____ RECORDED DATA

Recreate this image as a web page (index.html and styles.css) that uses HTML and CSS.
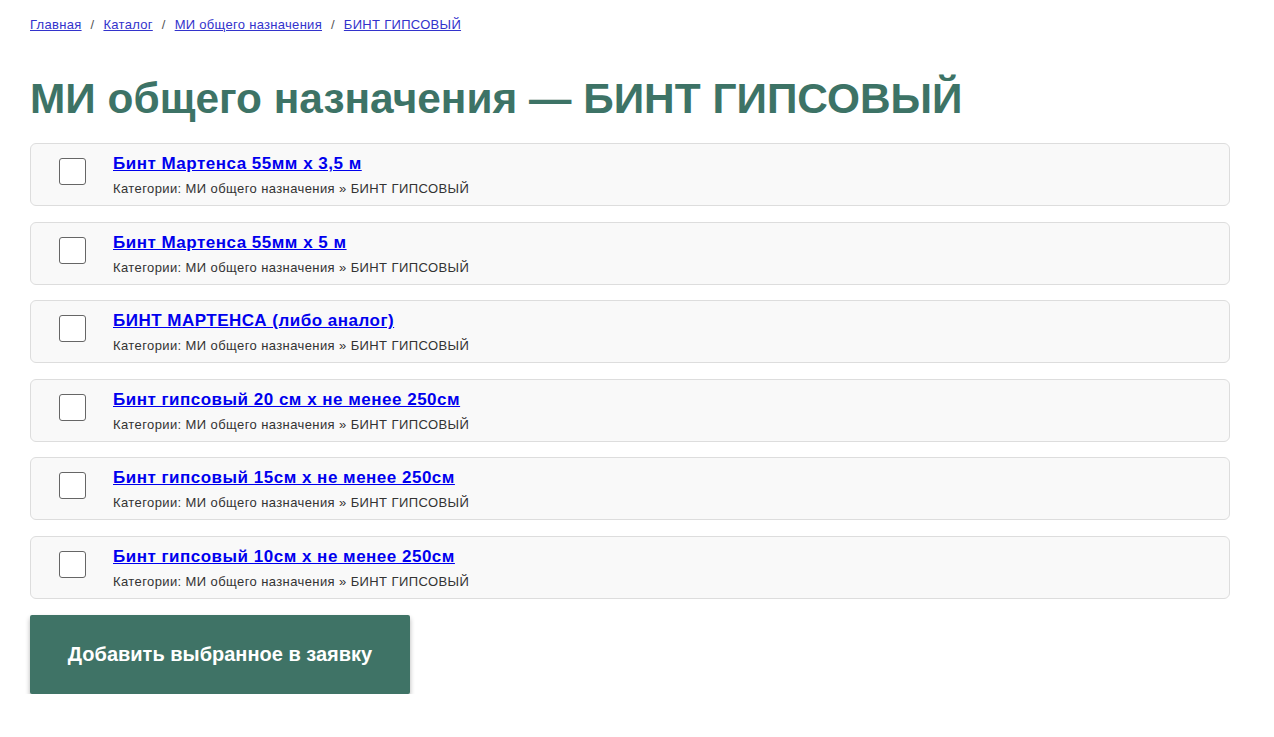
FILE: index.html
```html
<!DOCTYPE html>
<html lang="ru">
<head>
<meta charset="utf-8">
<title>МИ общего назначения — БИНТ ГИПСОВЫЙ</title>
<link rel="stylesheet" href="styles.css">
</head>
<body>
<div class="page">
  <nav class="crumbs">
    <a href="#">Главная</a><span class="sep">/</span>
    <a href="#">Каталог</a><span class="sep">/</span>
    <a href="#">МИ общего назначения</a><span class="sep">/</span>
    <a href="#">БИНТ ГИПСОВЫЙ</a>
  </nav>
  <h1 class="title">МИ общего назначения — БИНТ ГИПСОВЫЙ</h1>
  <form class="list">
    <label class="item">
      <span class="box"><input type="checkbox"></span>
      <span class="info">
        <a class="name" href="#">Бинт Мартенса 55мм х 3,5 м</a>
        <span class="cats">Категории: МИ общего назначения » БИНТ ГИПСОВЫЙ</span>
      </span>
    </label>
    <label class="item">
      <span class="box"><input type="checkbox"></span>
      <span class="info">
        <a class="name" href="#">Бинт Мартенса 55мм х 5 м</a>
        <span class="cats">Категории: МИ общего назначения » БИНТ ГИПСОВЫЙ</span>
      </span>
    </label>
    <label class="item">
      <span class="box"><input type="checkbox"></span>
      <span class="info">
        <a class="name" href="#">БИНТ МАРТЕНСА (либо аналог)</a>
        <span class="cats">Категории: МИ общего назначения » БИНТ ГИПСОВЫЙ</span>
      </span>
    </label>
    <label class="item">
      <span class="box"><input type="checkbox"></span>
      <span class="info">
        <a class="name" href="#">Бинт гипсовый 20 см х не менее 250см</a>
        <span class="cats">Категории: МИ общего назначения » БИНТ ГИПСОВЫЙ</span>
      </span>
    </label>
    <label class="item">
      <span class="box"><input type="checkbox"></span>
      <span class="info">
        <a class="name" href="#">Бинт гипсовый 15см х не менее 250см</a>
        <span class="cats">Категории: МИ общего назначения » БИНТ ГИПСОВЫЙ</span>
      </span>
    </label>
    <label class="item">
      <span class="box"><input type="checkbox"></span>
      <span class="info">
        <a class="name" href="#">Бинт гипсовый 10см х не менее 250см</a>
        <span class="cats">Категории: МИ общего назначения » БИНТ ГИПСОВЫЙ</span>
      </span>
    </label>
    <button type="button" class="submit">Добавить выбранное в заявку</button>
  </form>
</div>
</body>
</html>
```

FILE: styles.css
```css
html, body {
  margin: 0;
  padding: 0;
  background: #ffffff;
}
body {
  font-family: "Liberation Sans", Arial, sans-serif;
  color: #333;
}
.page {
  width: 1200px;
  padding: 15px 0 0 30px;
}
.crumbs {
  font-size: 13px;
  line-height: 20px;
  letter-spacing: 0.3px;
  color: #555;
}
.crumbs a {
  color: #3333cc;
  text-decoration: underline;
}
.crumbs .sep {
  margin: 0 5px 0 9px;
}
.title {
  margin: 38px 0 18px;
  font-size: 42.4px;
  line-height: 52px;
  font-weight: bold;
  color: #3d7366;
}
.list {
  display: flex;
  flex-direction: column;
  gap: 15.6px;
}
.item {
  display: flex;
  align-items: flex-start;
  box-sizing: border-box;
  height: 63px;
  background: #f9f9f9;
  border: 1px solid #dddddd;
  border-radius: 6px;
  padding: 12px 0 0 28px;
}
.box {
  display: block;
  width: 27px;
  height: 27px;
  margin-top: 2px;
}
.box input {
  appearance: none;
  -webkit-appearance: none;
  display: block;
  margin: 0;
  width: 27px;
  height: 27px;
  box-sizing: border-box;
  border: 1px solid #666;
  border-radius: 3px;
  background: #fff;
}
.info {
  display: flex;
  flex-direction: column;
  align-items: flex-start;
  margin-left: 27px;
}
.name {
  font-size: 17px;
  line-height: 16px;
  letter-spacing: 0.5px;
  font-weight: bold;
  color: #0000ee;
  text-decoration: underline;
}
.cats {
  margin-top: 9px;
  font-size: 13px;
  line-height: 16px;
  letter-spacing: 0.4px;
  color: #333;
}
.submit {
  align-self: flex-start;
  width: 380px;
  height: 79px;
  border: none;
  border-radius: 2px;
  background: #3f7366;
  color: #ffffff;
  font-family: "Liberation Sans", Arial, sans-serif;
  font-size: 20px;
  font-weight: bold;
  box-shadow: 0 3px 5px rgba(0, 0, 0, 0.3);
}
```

________

* _TO DO_
Reproduce every line precisely as given, omitting all pictures.

* _CORRECT RESPONSE_
Recreate this image as a web page (index.html and styles.css) that uses HTML and CSS.
FILE: index.html
```html
<!DOCTYPE html>
<html lang="ru">
<head>
<meta charset="utf-8">
<title>МИ общего назначения — БИНТ ГИПСОВЫЙ</title>
<link rel="stylesheet" href="styles.css">
</head>
<body>
<div class="page">
  <nav class="crumbs">
    <a href="#">Главная</a><span class="sep">/</span>
    <a href="#">Каталог</a><span class="sep">/</span>
    <a href="#">МИ общего назначения</a><span class="sep">/</span>
    <a href="#">БИНТ ГИПСОВЫЙ</a>
  </nav>
  <h1 class="title">МИ общего назначения — БИНТ ГИПСОВЫЙ</h1>
  <form class="list">
    <label class="item">
      <span class="box"><input type="checkbox"></span>
      <span class="info">
        <a class="name" href="#">Бинт Мартенса 55мм х 3,5 м</a>
        <span class="cats">Категории: МИ общего назначения » БИНТ ГИПСОВЫЙ</span>
      </span>
    </label>
    <label class="item">
      <span class="box"><input type="checkbox"></span>
      <span class="info">
        <a class="name" href="#">Бинт Мартенса 55мм х 5 м</a>
        <span class="cats">Категории: МИ общего назначения » БИНТ ГИПСОВЫЙ</span>
      </span>
    </label>
    <label class="item">
      <span class="box"><input type="checkbox"></span>
      <span class="info">
        <a class="name" href="#">БИНТ МАРТЕНСА (либо аналог)</a>
        <span class="cats">Категории: МИ общего назначения » БИНТ ГИПСОВЫЙ</span>
      </span>
    </label>
    <label class="item">
      <span class="box"><input type="checkbox"></span>
      <span class="info">
        <a class="name" href="#">Бинт гипсовый 20 см х не менее 250см</a>
        <span class="cats">Категории: МИ общего назначения » БИНТ ГИПСОВЫЙ</span>
      </span>
    </label>
    <label class="item">
      <span class="box"><input type="checkbox"></span>
      <span class="info">
        <a class="name" href="#">Бинт гипсовый 15см х не менее 250см</a>
        <span class="cats">Категории: МИ общего назначения » БИНТ ГИПСОВЫЙ</span>
      </span>
    </label>
    <label class="item">
      <span class="box"><input type="checkbox"></span>
      <span class="info">
        <a class="name" href="#">Бинт гипсовый 10см х не менее 250см</a>
        <span class="cats">Категории: МИ общего назначения » БИНТ ГИПСОВЫЙ</span>
      </span>
    </label>
    <button type="button" class="submit">Добавить выбранное в заявку</button>
  </form>
</div>
</body>
</html>
```

FILE: styles.css
```css
html, body {
  margin: 0;
  padding: 0;
  background: #ffffff;
}
body {
  font-family: "Liberation Sans", Arial, sans-serif;
  color: #333;
}
.page {
  width: 1200px;
  padding: 15px 0 0 30px;
}
.crumbs {
  font-size: 13px;
  line-height: 20px;
  letter-spacing: 0.3px;
  color: #555;
}
.crumbs a {
  color: #3333cc;
  text-decoration: underline;
}
.crumbs .sep {
  margin: 0 5px 0 9px;
}
.title {
  margin: 38px 0 18px;
  font-size: 42.4px;
  line-height: 52px;
  font-weight: bold;
  color: #3d7366;
}
.list {
  display: flex;
  flex-direction: column;
  gap: 15.6px;
}
.item {
  display: flex;
  align-items: flex-start;
  box-sizing: border-box;
  height: 63px;
  background: #f9f9f9;
  border: 1px solid #dddddd;
  border-radius: 6px;
  padding: 12px 0 0 28px;
}
.box {
  display: block;
  width: 27px;
  height: 27px;
  margin-top: 2px;
}
.box input {
  appearance: none;
  -webkit-appearance: none;
  display: block;
  margin: 0;
  width: 27px;
  height: 27px;
  box-sizing: border-box;
  border: 1px solid #666;
  border-radius: 3px;
  background: #fff;
}
.info {
  display: flex;
  flex-direction: column;
  align-items: flex-start;
  margin-left: 27px;
}
.name {
  font-size: 17px;
  line-height: 16px;
  letter-spacing: 0.5px;
  font-weight: bold;
  color: #0000ee;
  text-decoration: underline;
}
.cats {
  margin-top: 9px;
  font-size: 13px;
  line-height: 16px;
  letter-spacing: 0.4px;
  color: #333;
}
.submit {
  align-self: flex-start;
  width: 380px;
  height: 79px;
  border: none;
  border-radius: 2px;
  background: #3f7366;
  color: #ffffff;
  font-family: "Liberation Sans", Arial, sans-serif;
  font-size: 20px;
  font-weight: bold;
  box-shadow: 0 3px 5px rgba(0, 0, 0, 0.3);
}
```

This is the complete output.